= Fairfax County Water Authority =

Fairfax County Water Authority (FCWA or more recently Fairfax Water for short) is the main water company in the Northern Virginia region of the United States, and one of the four major water providers in the Washington, D.C. metropolitan area (the other three being Virginia American Water, the Washington Aqueduct and the Washington Suburban Sanitary Commission). Fairfax Water serves most of the populated areas of Fairfax County, and also serves neighboring communities of Alexandria, Prince William County, Virginia and Loudoun County, Virginia through an interconnection with Virginia American Water, which purchases water through wholesale agreements.
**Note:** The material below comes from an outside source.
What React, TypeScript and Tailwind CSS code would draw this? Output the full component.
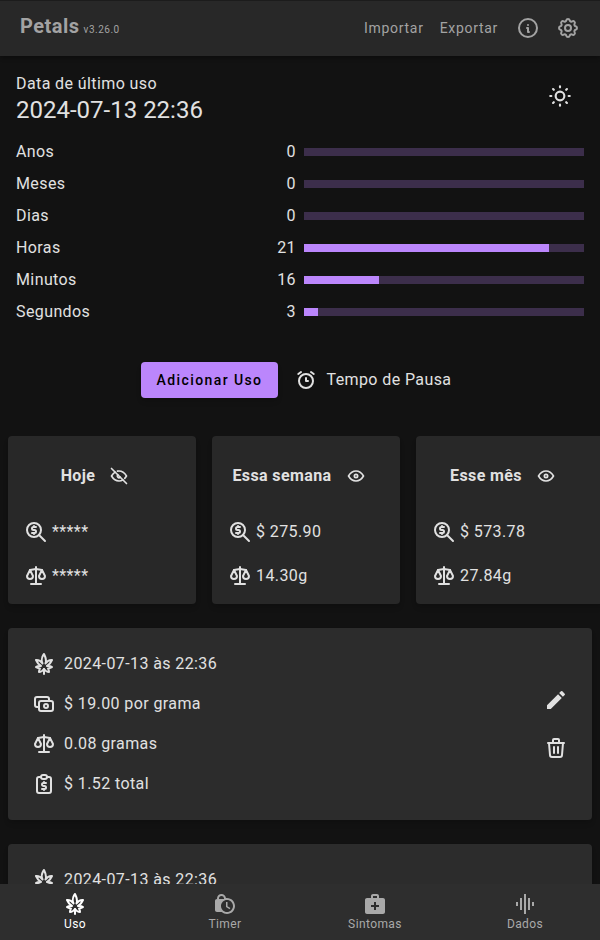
import { useState } from "react";
import type { ReactNode } from "react";
import {
  TbAlarm,
  TbCannabis,
  TbCash,
  TbEye,
  TbEyeOff,
  TbInfoCircle,
  TbReportMoney,
  TbScale,
  TbSettings,
  TbSun,
  TbTrash,
  TbZoomMoney,
} from "react-icons/tb";
import { MdEdit, MdGraphicEq, MdLockClock, MdMedicalServices } from "react-icons/md";

const elapsed = [
  { label: "Anos", value: 0, max: 10 },
  { label: "Meses", value: 0, max: 12 },
  { label: "Dias", value: 0, max: 30 },
  { label: "Horas", value: 21, max: 24 },
  { label: "Minutos", value: 16, max: 60 },
  { label: "Segundos", value: 3, max: 60 },
];

const summaries = [
  { title: "Hoje", cost: "$ 0.00", weight: "0.00g", hidden: true },
  { title: "Essa semana", cost: "$ 275.90", weight: "14.30g", hidden: false },
  { title: "Esse mês", cost: "$ 573.78", weight: "27.84g", hidden: false },
];

const uses = [
  { id: 1, date: "2024-07-13 às 22:36", price: "$ 19.00 por grama", amount: "0.08 gramas", total: "$ 1.52 total" },
  { id: 2, date: "2024-07-13 às 22:36", price: "$ 19.00 por grama", amount: "0.08 gramas", total: "$ 1.52 total" },
];

const tabs = [
  { label: "Uso", icon: <TbCannabis size={24} />, active: true },
  { label: "Timer", icon: <MdLockClock size={24} />, active: false },
  { label: "Sintomas", icon: <MdMedicalServices size={24} />, active: false },
  { label: "Dados", icon: <MdGraphicEq size={24} />, active: false },
];

function IconButton({ label, children }: { label: string; children: ReactNode }) {
  return (
    <button type="button" aria-label={label} className="flex size-12 items-center justify-center">
      {children}
    </button>
  );
}

function Header() {
  return (
    <header className="z-10 flex h-14 shrink-0 items-center justify-between bg-[#282828] pr-3 pl-5 text-[#a3a3a3] shadow-[inset_0_1px_0_#1c1c1c,0_2px_4px_rgba(0,0,0,0.3)]">
      <h1 className="flex items-baseline gap-1 pb-1 text-xl font-bold tracking-wide">
        Petals <span className="text-[10px] font-normal">v3.26.0</span>
      </h1>
      <div className="flex items-center">
        <button type="button" className="h-10 px-2 text-sm tracking-wider">
          Importar
        </button>
        <button type="button" className="mr-0.5 h-10 px-2 text-sm tracking-wider">
          Exportar
        </button>
        <button type="button" aria-label="Informações" className="flex size-10 items-center justify-center">
          <TbInfoCircle size={24} />
        </button>
        <button type="button" aria-label="Configurações" className="flex size-10 items-center justify-center">
          <TbSettings size={24} />
        </button>
      </div>
    </header>
  );
}

function ElapsedRow({ label, value, max }: { label: string; value: number; max: number }) {
  return (
    <div className="grid h-8 grid-cols-2 items-center gap-2">
      <div className="flex justify-between">
        <span>{label}</span>
        <span>{value}</span>
      </div>
      <div
        role="progressbar"
        aria-label={label}
        aria-valuenow={value}
        aria-valuemax={max}
        className="h-2 bg-[#3c2e4b]"
      >
        <div className="h-full bg-[#bb86fc]" style={{ width: `${(value / max) * 100}%` }} />
      </div>
    </div>
  );
}

function SummaryCard({ title, cost, weight, hidden }: (typeof summaries)[number]) {
  const [isHidden, setHidden] = useState(hidden);
  return (
    <article className="w-[188px] shrink-0 rounded bg-[#282828] p-4 shadow-md">
      <div className="flex items-center justify-center">
        <h2 className="font-bold">{title}</h2>
        <button
          type="button"
          aria-label={isHidden ? "Mostrar" : "Ocultar"}
          onClick={() => setHidden(!isHidden)}
          className="flex size-12 items-center justify-center"
        >
          {isHidden ? <TbEyeOff size={20} /> : <TbEye size={20} />}
        </button>
      </div>
      <p className="mt-5 flex items-center gap-1">
        <TbZoomMoney size={24} />
        {isHidden ? "*****" : cost}
      </p>
      <p className="mt-5 flex items-center gap-1">
        <TbScale size={24} />
        {isHidden ? "*****" : weight}
      </p>
    </article>
  );
}

function UseCard({ date, price, amount, total }: (typeof uses)[number]) {
  return (
    <article className="flex items-center justify-between rounded bg-[#2c2c2c] py-6 pr-3 pl-6 shadow-md">
      <div className="flex flex-col gap-4">
        <p className="flex items-center gap-2">
          <TbCannabis size={24} />
          {date}
        </p>
        <p className="flex items-center gap-2">
          <TbCash size={24} />
          {price}
        </p>
        <p className="flex items-center gap-2">
          <TbScale size={24} />
          {amount}
        </p>
        <p className="flex items-center gap-2">
          <TbReportMoney size={24} />
          {total}
        </p>
      </div>
      <div className="flex flex-col">
        <IconButton label="Editar">
          <MdEdit size={24} />
        </IconButton>
        <IconButton label="Excluir">
          <TbTrash size={24} />
        </IconButton>
      </div>
    </article>
  );
}

export default function App() {
  return (
    <div className="flex h-screen flex-col bg-[#121212] font-['Roboto','Noto_Sans',sans-serif] text-base tracking-wide text-[#e1e1e1]">
      <Header />
      <main className="min-h-0 flex-1 overflow-y-auto pt-4 [scrollbar-width:none]">
        <section className="px-4">
          <div className="mb-3 flex items-start justify-between">
            <div>
              <p>Data de último uso</p>
              <p className="text-2xl leading-7 tracking-normal">2024-07-13 22:36</p>
            </div>
            <IconButton label="Alternar tema">
              <TbSun size={26} />
            </IconButton>
          </div>
          {elapsed.map((item) => (
            <ElapsedRow key={item.label} {...item} />
          ))}
        </section>

        <div className="flex items-center justify-center gap-2 pt-7 pb-8">
          <button
            type="button"
            className="h-9 rounded bg-[#bb86fc] px-4 text-sm font-medium tracking-widest text-black shadow-md"
          >
            Adicionar Uso
          </button>
          <button type="button" className="flex h-12 items-center gap-2 px-2">
            <TbAlarm size={24} />
            Tempo de Pausa
          </button>
        </div>

        <section className="flex gap-4 overflow-x-auto px-2 pb-6 [scrollbar-width:none]">
          {summaries.map((item) => (
            <SummaryCard key={item.title} {...item} />
          ))}
        </section>

        <section className="flex flex-col gap-6 px-2 pb-6">
          {uses.map((item) => (
            <UseCard key={item.id} {...item} />
          ))}
        </section>
      </main>

      <nav className="grid h-14 shrink-0 grid-cols-4 bg-[#2e2e2e]">
        {tabs.map((tab) => (
          <a
            key={tab.label}
            href="#"
            className={
              tab.active
                ? "flex flex-col items-center pt-2 text-xs text-white"
                : "flex flex-col items-center pt-2 text-xs text-[#a9a9a9]"
            }
          >
            {tab.icon}
            {tab.label}
          </a>
        ))}
      </nav>
    </div>
  );
}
It serves drinking water to 1.5 million people.

FCWA does not provide sanitary sewer service; this is left to the individual jurisdictions it serves.

==History==

FCWA traces its history back to the 1950s. At the time, Fairfax County was a mostly rural county that was quickly becoming suburban, and was served by a number of small, privately owned water companies and private wells. This posed a problem in the first half of the decade, as hot summers and increased demand often caused the wells to run dry. The Alexandria Water Company, which served Alexandria, Virginia and its immediate suburbs, had opened a treatment plant on the Occoquan River near Occoquan, Virginia in 1954, but even that wasn't enough, and both the county government and the city of Alexandria were looking for a solution to the problem together.

Fairfax became interested in buying the Annandale Water Company, a medium-sized utility in the heart of Fairfax that, by 1955, served about 3000 homes at the time and had severe problems with water supply. Alexandria was interested in buying Alexandria Water (a privately owned system controlled by American Water Works Company) and its Virginia Water subsidiary, citing its own water supply problems. By the end of the summer, Fairfax was ready to buy the Annandale system when they were blocked from doing so by a lawsuit from a group of subscribers, who were upset that the move may increase their water rates.

FCWA has since expanded its filtration capacity several times, with the introduction of new plants at Lorton and Occoquan in the 1960s, and a new plant near Herndon, Virginia in 1982, the Corbalis plant, celebrating 40 years of operation in 2022. The Griffith plant in Lorton, Virginia opened in 2006. Fairfax Water and Vulcan Materials have entered an agreement to construct a reservoir in Lorton, a phased project expected to be completed by 2085.